Start small: pick one cluster, write a hub, build a few spokes, and link them together. Then measure, refresh, and expand. The result? A content library that compounds over time — driving qualified traffic and new business.
Frequently Asked Questions
What type of content brings the most traffic in 2025?
Content that solves real problems in detail works best. Step-by-step guides, local service resources, updated comparisons, and case studies with proof all perform well. Searchers and Google want depth, trust signals, and current examples.
How often should I update my website content?
At least once a quarter. In 2025, content decay happens fast as competitors and AI tools flood the web. Refresh top posts with new screenshots, stats, and FAQs to maintain rankings and click-through rates.
Does AI-generated content rank in Google?
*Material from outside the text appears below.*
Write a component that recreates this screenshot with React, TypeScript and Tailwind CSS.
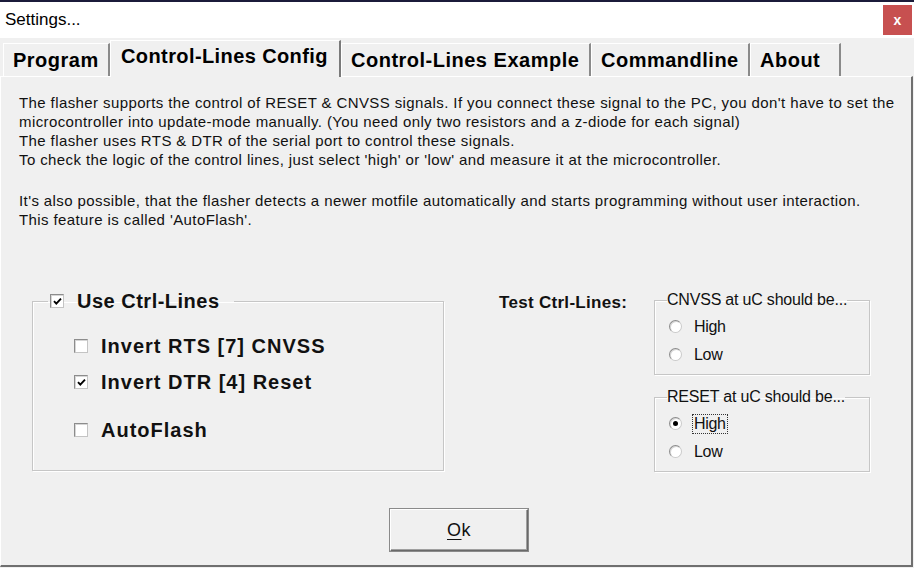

AI can help with outlines or drafts, but unedited AI text rarely ranks long term. Google is cracking down on thin or repetitive AI content. Human editing, original insights, and local proof make the difference.
What is a content cluster and why does it matter?
A content cluster is a hub page supported by related articles (spokes). Clusters show Google you cover a topic in depth, which builds topical authority. They also guide readers naturally to your services through internal links.
How long should blog posts be in 2025?
There’s no magic word count, but most competitive posts range from 1,500 to 3,000 words. The goal is not length but usefulness. Cover the search intent completely, add visuals, and provide actionable takeaways.
Is local SEO content still important?
Yes. In fact, local proof matters more in 2025 than ever. Service area pages, local case studies, photos, and testimonials help you rank in map packs and attract ready-to-buy customers in your region.